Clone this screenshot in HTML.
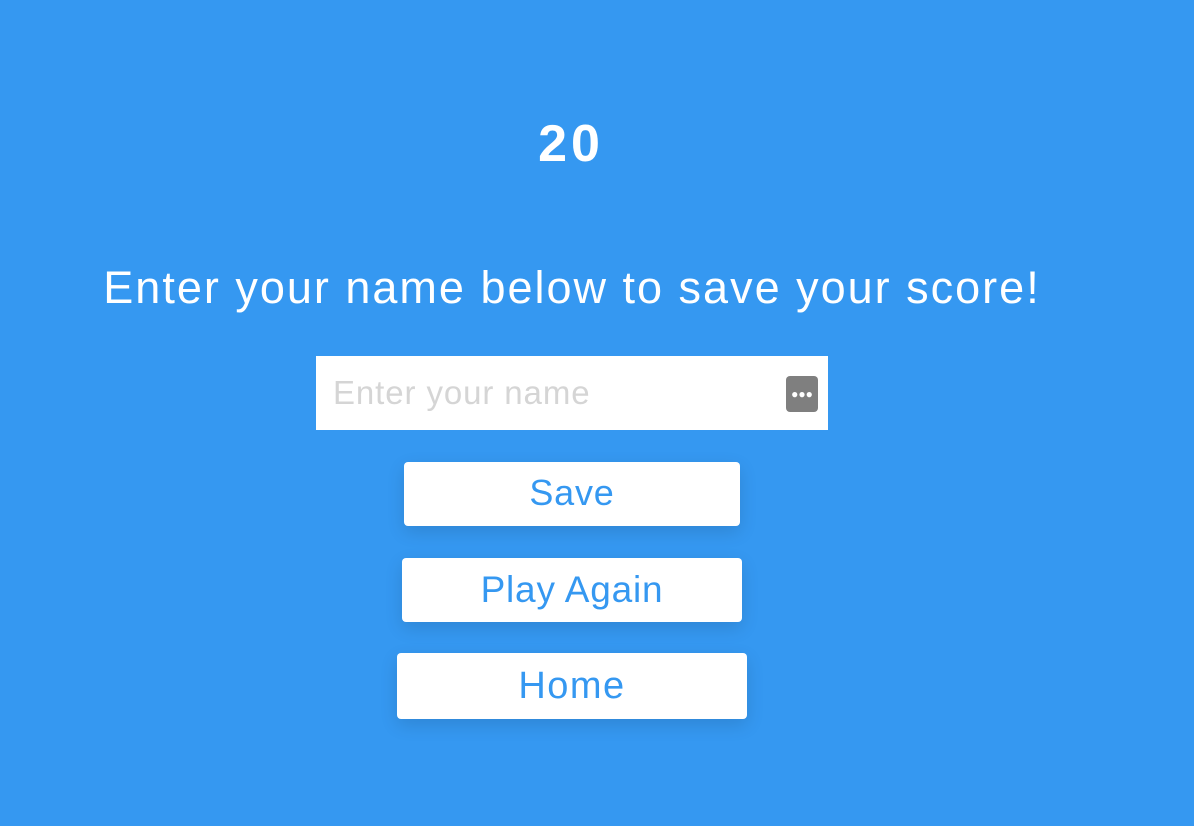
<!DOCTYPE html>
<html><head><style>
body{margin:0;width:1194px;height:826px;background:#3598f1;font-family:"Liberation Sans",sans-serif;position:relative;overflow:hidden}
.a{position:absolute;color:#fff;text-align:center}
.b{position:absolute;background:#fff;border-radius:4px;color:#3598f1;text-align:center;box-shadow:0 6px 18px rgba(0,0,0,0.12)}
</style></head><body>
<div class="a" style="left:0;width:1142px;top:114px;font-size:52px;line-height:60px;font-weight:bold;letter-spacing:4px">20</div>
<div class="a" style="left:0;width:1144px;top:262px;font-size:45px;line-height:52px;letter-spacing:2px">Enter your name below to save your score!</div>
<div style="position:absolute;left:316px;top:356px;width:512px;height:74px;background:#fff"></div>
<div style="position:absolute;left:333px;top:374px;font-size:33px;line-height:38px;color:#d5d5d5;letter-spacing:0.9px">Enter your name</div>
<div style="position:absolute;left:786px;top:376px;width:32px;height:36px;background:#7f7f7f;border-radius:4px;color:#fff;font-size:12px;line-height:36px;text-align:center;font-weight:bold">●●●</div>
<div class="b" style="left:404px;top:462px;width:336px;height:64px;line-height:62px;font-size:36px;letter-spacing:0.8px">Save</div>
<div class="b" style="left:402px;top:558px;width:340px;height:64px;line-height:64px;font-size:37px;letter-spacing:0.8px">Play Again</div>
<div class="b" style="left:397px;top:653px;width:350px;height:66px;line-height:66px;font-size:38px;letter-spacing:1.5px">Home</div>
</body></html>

****************

Direction
Transcribe the listing in full. Omit the pictures and keep every line exact.

Written response
Clone this screenshot in HTML.
<!DOCTYPE html>
<html><head><style>
body{margin:0;width:1194px;height:826px;background:#3598f1;font-family:"Liberation Sans",sans-serif;position:relative;overflow:hidden}
.a{position:absolute;color:#fff;text-align:center}
.b{position:absolute;background:#fff;border-radius:4px;color:#3598f1;text-align:center;box-shadow:0 6px 18px rgba(0,0,0,0.12)}
</style></head><body>
<div class="a" style="left:0;width:1142px;top:114px;font-size:52px;line-height:60px;font-weight:bold;letter-spacing:4px">20</div>
<div class="a" style="left:0;width:1144px;top:262px;font-size:45px;line-height:52px;letter-spacing:2px">Enter your name below to save your score!</div>
<div style="position:absolute;left:316px;top:356px;width:512px;height:74px;background:#fff"></div>
<div style="position:absolute;left:333px;top:374px;font-size:33px;line-height:38px;color:#d5d5d5;letter-spacing:0.9px">Enter your name</div>
<div style="position:absolute;left:786px;top:376px;width:32px;height:36px;background:#7f7f7f;border-radius:4px;color:#fff;font-size:12px;line-height:36px;text-align:center;font-weight:bold">●●●</div>
<div class="b" style="left:404px;top:462px;width:336px;height:64px;line-height:62px;font-size:36px;letter-spacing:0.8px">Save</div>
<div class="b" style="left:402px;top:558px;width:340px;height:64px;line-height:64px;font-size:37px;letter-spacing:0.8px">Play Again</div>
<div class="b" style="left:397px;top:653px;width:350px;height:66px;line-height:66px;font-size:38px;letter-spacing:1.5px">Home</div>
</body></html>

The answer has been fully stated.